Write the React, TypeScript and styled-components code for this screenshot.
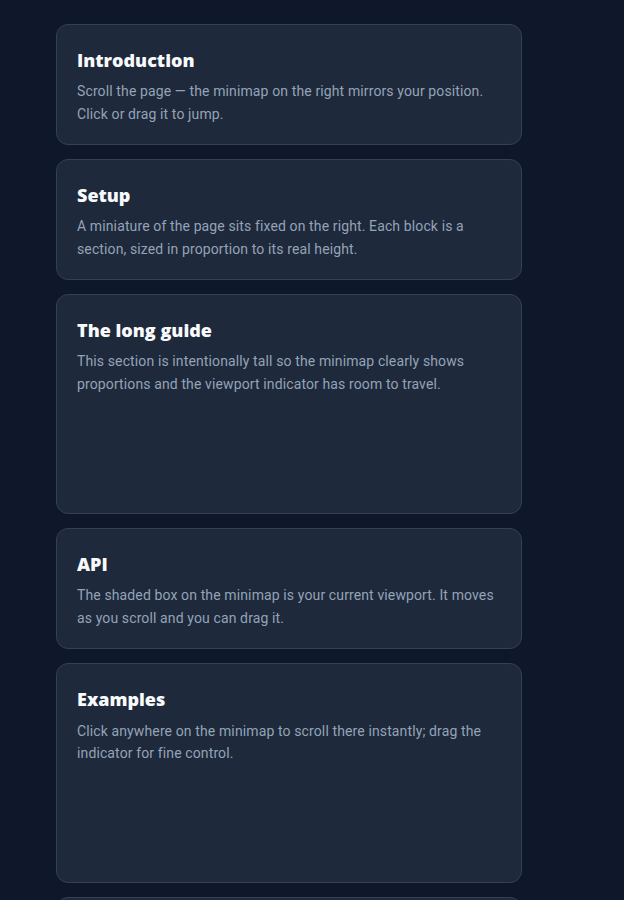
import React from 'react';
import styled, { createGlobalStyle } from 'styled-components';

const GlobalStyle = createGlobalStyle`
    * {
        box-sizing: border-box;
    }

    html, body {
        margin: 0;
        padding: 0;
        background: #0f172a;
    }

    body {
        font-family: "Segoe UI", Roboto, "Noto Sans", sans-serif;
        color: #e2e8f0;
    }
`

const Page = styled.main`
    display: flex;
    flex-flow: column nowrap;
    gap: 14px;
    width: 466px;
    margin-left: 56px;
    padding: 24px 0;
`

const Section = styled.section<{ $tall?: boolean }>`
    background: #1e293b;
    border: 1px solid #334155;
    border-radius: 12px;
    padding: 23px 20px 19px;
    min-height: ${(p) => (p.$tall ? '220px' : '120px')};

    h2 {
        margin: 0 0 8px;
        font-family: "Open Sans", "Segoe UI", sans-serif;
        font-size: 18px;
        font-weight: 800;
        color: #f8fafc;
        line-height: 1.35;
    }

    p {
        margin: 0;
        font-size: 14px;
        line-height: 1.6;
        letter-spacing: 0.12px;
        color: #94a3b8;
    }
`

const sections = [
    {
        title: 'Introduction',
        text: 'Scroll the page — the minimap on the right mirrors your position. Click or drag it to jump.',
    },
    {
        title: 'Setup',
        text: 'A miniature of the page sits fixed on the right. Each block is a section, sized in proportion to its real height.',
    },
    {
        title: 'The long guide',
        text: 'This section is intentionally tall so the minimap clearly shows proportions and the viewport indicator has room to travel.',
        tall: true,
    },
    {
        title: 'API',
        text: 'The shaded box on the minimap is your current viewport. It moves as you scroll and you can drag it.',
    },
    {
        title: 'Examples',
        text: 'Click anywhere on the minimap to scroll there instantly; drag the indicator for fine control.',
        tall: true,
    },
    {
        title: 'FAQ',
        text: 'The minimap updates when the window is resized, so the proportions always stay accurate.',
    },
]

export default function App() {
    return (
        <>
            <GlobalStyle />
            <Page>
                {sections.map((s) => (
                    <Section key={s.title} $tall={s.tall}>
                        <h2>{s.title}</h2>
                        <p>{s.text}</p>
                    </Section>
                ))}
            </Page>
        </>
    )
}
* * * *
▸ **Job**:
Take the listing and print it again exactly, but without any pictures.

▸ **The solution**:
Write the React, TypeScript and styled-components code for this screenshot.
import React from 'react';
import styled, { createGlobalStyle } from 'styled-components';

const GlobalStyle = createGlobalStyle`
    * {
        box-sizing: border-box;
    }

    html, body {
        margin: 0;
        padding: 0;
        background: #0f172a;
    }

    body {
        font-family: "Segoe UI", Roboto, "Noto Sans", sans-serif;
        color: #e2e8f0;
    }
`

const Page = styled.main`
    display: flex;
    flex-flow: column nowrap;
    gap: 14px;
    width: 466px;
    margin-left: 56px;
    padding: 24px 0;
`

const Section = styled.section<{ $tall?: boolean }>`
    background: #1e293b;
    border: 1px solid #334155;
    border-radius: 12px;
    padding: 23px 20px 19px;
    min-height: ${(p) => (p.$tall ? '220px' : '120px')};

    h2 {
        margin: 0 0 8px;
        font-family: "Open Sans", "Segoe UI", sans-serif;
        font-size: 18px;
        font-weight: 800;
        color: #f8fafc;
        line-height: 1.35;
    }

    p {
        margin: 0;
        font-size: 14px;
        line-height: 1.6;
        letter-spacing: 0.12px;
        color: #94a3b8;
    }
`

const sections = [
    {
        title: 'Introduction',
        text: 'Scroll the page — the minimap on the right mirrors your position. Click or drag it to jump.',
    },
    {
        title: 'Setup',
        text: 'A miniature of the page sits fixed on the right. Each block is a section, sized in proportion to its real height.',
    },
    {
        title: 'The long guide',
        text: 'This section is intentionally tall so the minimap clearly shows proportions and the viewport indicator has room to travel.',
        tall: true,
    },
    {
        title: 'API',
        text: 'The shaded box on the minimap is your current viewport. It moves as you scroll and you can drag it.',
    },
    {
        title: 'Examples',
        text: 'Click anywhere on the minimap to scroll there instantly; drag the indicator for fine control.',
        tall: true,
    },
    {
        title: 'FAQ',
        text: 'The minimap updates when the window is resized, so the proportions always stay accurate.',
    },
]

export default function App() {
    return (
        <>
            <GlobalStyle />
            <Page>
                {sections.map((s) => (
                    <Section key={s.title} $tall={s.tall}>
                        <h2>{s.title}</h2>
                        <p>{s.text}</p>
                    </Section>
                ))}
            </Page>
        </>
    )
}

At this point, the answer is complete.